Arrived in Nice, asked a nice man at the station where my street was - rue Gounod - he accessed Google maps on his iPhone and pointed it out. A five minute walk and here I am, a lovely little room with a kettle. Made a cup of blessed tea and went down to ask some questions. SADNESS: I am walking distance from the Chagall Museum, which I wanted to see tomorrow, but it turns out that every museum in Nice is closed on Tuesday. Every single museum. Oh well, I said to the clerk. I guess it's the beach for me. 
There's a market, she said, and made my day.

I walked along the Promenade des Anglais, such a splendid avenue, had a bite to eat outside near the hotel - my stomach completely restored - and here I am.
One of the cream puff hotels on this huge avenue
I happened on an event on the Promenade- a red carpet with cameramen and these two as hostesses ...
cadaverous, criminally thin young women wearing almost nothing -
 thin young men allowed to wear clothes and flat shoes.
Stick legs in very high shoes.
 It was the pilot for a new TV show, apparently: semi-naked women starving to death and tottering in sky-high shoes with callow skinny young men.
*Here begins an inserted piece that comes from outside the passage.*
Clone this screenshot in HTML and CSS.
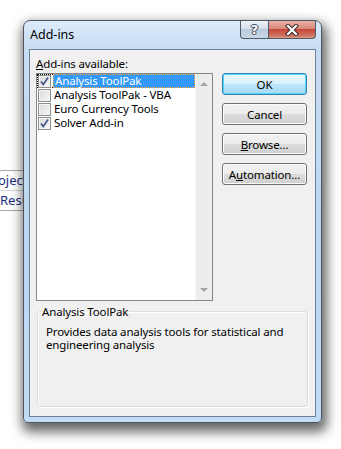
FILE: index.html
```html
<!DOCTYPE html>
<html lang="en">
<head>
    <meta charset="UTF-8">
    <meta name="viewport" content="width=device-width, initial-scale=1.0">
    <title>Add-ins</title>
    <link rel="stylesheet" href="styles.css">
</head>
<body>

    <!-- sheet behind the dialog -->
    <div class="sheet">
        <div class="sheet-cell shift">Project</div>
        <div class="sheet-cell">Results</div>
    </div>

    <div class="dialog">
        <div class="titlebar">
            <span class="title">Add-ins</span>
            <div class="caption-btns">
                <span class="cap-btn help">?</span>
                <span class="cap-btn close">
                    <svg width="16" height="12" viewBox="0 0 16 12">
                        <path d="M4 2 L12 10 M12 2 L4 10" stroke="#3a2a28" stroke-width="4.2" stroke-linecap="square"/>
                        <path d="M4 2 L12 10 M12 2 L4 10" stroke="#fff" stroke-width="2.2" stroke-linecap="square"/>
                    </svg>
                </span>
            </div>
        </div>

        <div class="client">
            <div class="top">
                <div class="label"><u>A</u>dd-ins available:</div>

                <div class="listbox">
                    <ul class="items">
                        <li class="item focused">
                            <span class="check on"></span>
                            <span class="name selected">Analysis ToolPak</span>
                        </li>
                        <li class="item">
                            <span class="check"></span>
                            <span class="name">Analysis ToolPak - VBA</span>
                        </li>
                        <li class="item">
                            <span class="check"></span>
                            <span class="name">Euro Currency Tools</span>
                        </li>
                        <li class="item">
                            <span class="check on"></span>
                            <span class="name">Solver Add-in</span>
                        </li>
                    </ul>
                    <div class="scrollbar">
                        <span class="arrow up"></span>
                        <span class="arrow down"></span>
                    </div>
                </div>

                <div class="buttons">
                    <button class="btn default">OK</button>
                    <button class="btn">Cancel</button>
                    <button class="btn"><u>B</u>rowse...</button>
                    <button class="btn">A<u>u</u>tomation...</button>
                </div>
            </div>

            <fieldset class="group">
                <legend>Analysis ToolPak</legend>
                <p>Provides data analysis tools for statistical and engineering analysis</p>
            </fieldset>
        </div>
    </div>

</body>
</html>
```

FILE: styles.css
```css
/* page */
body {
    margin: 0;
    width: 341px;
    height: 449px;
    overflow: hidden;
    background: #fff;
    font-family: 'Noto Sans', 'Open Sans', sans-serif;
    font-size: 11.5px;
    letter-spacing: -0.15px;
    color: #000;
    position: relative;
}

/* bit of the sheet behind, mostly hidden by the dialog */
.sheet {
    margin-top: 170px;
    width: 90px;
    border-top: 1px solid #a9a9a9;
    border-bottom: 1px solid #a9a9a9;
}

.sheet-cell {
    height: 19px;
    line-height: 19px;
    color: #1a2d80;
    font-size: 13px;
    letter-spacing: 0;
    white-space: nowrap;
}

.sheet-cell.shift { padding-left: 0; margin-left: -15px; border-bottom: 1px solid #d4d4d4; }

/* window */
.dialog {
    position: absolute;
    left: 23px;
    top: 20px;
    width: 299px;
    height: 403px;
    box-sizing: border-box;
    border: 1px solid #4b5561;
    border-radius: 7px 7px 5px 5px;
    background: linear-gradient(180deg, #dcebf9 0, #c6dcf3 28px, #bcd6f1 60%, #c3dcf5 100%);
    box-shadow: 2px 6px 12px 3px rgba(0,0,0,0.6);
    padding: 0 5px 5px 5px;
    display: flex;
    flex-direction: column;
}

.titlebar {
    height: 28px;
    display: flex;
    justify-content: space-between;
    align-items: flex-start;
}

.title {
    margin: 6px 0 0 1px;
    line-height: 15px;
    font-size: 12.5px;
    letter-spacing: 0;
}

.caption-btns { display: flex; }

.cap-btn {
    height: 18px;
    box-sizing: border-box;
    border: 1px solid #4f5b69;
    border-top: none;
    display: flex;
    align-items: center;
    justify-content: center;
}

.help {
    width: 28px;
    border-right: none;
    border-radius: 0 0 0 4px;
    background: linear-gradient(180deg, #eef3f9 0, #d5dfea 45%, #bccadb 50%, #c9d6e5 100%);
    color: #fff;
    font-weight: bold;
    font-size: 13px;
    font-family: 'DejaVu Sans', sans-serif;
    text-shadow: 1px 0 0 #39465a, -1px 0 0 #39465a, 0 1px 0 #39465a, 0 -1px 0 #39465a;
}

.close {
    width: 48px;
    border-radius: 0 0 4px 0;
    background: linear-gradient(180deg, #eab1a5 0, #d9897b 45%, #c5483a 50%, #d0705f 85%, #de9a86 100%);
}

/* client area */
.client {
    flex: 1;
    background: #f0f0f0;
    border: 1px solid #6f8094;
    padding: 6px 8px 9px 6px;
    display: flex;
    flex-direction: column;
}

.top {
    display: grid;
    grid-template-columns: 177px 85px;
    column-gap: 9px;
    grid-template-rows: 15px auto;
    row-gap: 2px;
}

.label { line-height: 15px; }

.listbox {
    grid-column: 1;
    height: 228px;
    box-sizing: border-box;
    border: 1px solid #828790;
    background: #fff;
    display: flex;
}

.items {
    flex: 1;
    margin: 0;
    padding: 0;
    list-style: none;
}

.item {
    height: 14px;
    box-sizing: border-box;
    display: flex;
    align-items: center;
    border: 1px solid transparent;
    border-right: none;
}

.item.focused { border-color: #000; border-style: dotted; border-right-style: none; }

.check {
    width: 13px;
    height: 13px;
    flex: none;
    box-sizing: border-box;
    border: 1px solid #8e8f8f;
    background: linear-gradient(135deg, #d8d8d8 0, #f2f2f2 80%);
    box-shadow: inset 0 0 0 1px #f4f4f4;
    margin: 0 1px 0 0;
}

.check.on {
    background:
        url("data:image/svg+xml;utf8,<svg xmlns='http://www.w3.org/2000/svg' width='11' height='11' viewBox='0 0 11 11'><path d='M2 5.5 L4.3 8.5 L9 1.5' fill='none' stroke='%234a5b8c' stroke-width='1.8'/></svg>") center/11px 11px no-repeat,
        linear-gradient(135deg, #d8d8d8 0, #f2f2f2 80%);
}

.name {
    margin-left: 1px;
    padding-left: 1px;
    line-height: 12px;
    white-space: nowrap;
}

.name.selected {
    flex: 1;
    align-self: stretch;
    margin: -1px 0 -1px 1px;
    border: 1px dotted #ffa64d;
    background: #3399ff;
    color: #fff;
    line-height: 12px;
}

.scrollbar {
    width: 17px;
    flex: none;
    background: #ededed;
    box-shadow: inset 1px 0 0 #f5f5f5;
    display: flex;
    flex-direction: column;
    justify-content: space-between;
    align-items: center;
    padding: 8px 0 8px;
}

.arrow {
    width: 0;
    height: 0;
    border-left: 4px solid transparent;
    border-right: 4px solid transparent;
}

.arrow.up { border-bottom: 4px solid #a3a3a3; }
.arrow.down { border-top: 4px solid #a3a3a3; }

/* buttons */
.buttons {
    display: flex;
    flex-direction: column;
    gap: 8px;
}

.btn {
    height: 22px;
    padding: 0;
    border: 1px solid #707070;
    border-radius: 3px;
    background: linear-gradient(180deg, #f2f2f2 0, #ebebeb 50%, #dddddd 50%, #cfcfcf 100%);
    box-shadow: inset 0 0 0 1px #fcfcfc;
    font-family: inherit;
    font-size: 11.5px;
    letter-spacing: -0.15px;
    color: #000;
}

.btn.default {
    border-color: #3c7fb1;
    box-shadow: inset 0 0 0 1px #48d8fb;
    background: linear-gradient(180deg, #eaf6fd 0, #d9f0fc 50%, #bee6fd 50%, #a7d9f5 100%);
}

/* description group */
.group {
    flex: 1;
    margin: 3px 0 0 1px;
    padding: 6px 8px 0 8px;
    width: 271px;
    box-sizing: border-box;
    border: 1px solid #d5dfe5;
    border-radius: 3px;
    box-shadow: inset 1px 1px 0 #fff, 1px 1px 0 #fff;
}

.group legend {
    padding: 0 1px;
    margin-left: -5px;
    line-height: 15px;
}

.group p {
    margin: 0;
    line-height: 13px;
}
```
Sounds fab. Can't wait to see it.
The casino, or one of them.
The view from my restaurant table. I had a salade nicoise, of course - and two glasses of wine. Of course.

I am barely aware of news as I float about, but I did hear the terrible story of another immigrant tragedy off the coast of Italy. In every city here there are crowds of Africans who seem to have no means of support except selling bits of stuff - and yet they're desperate to get to the west. What can be done?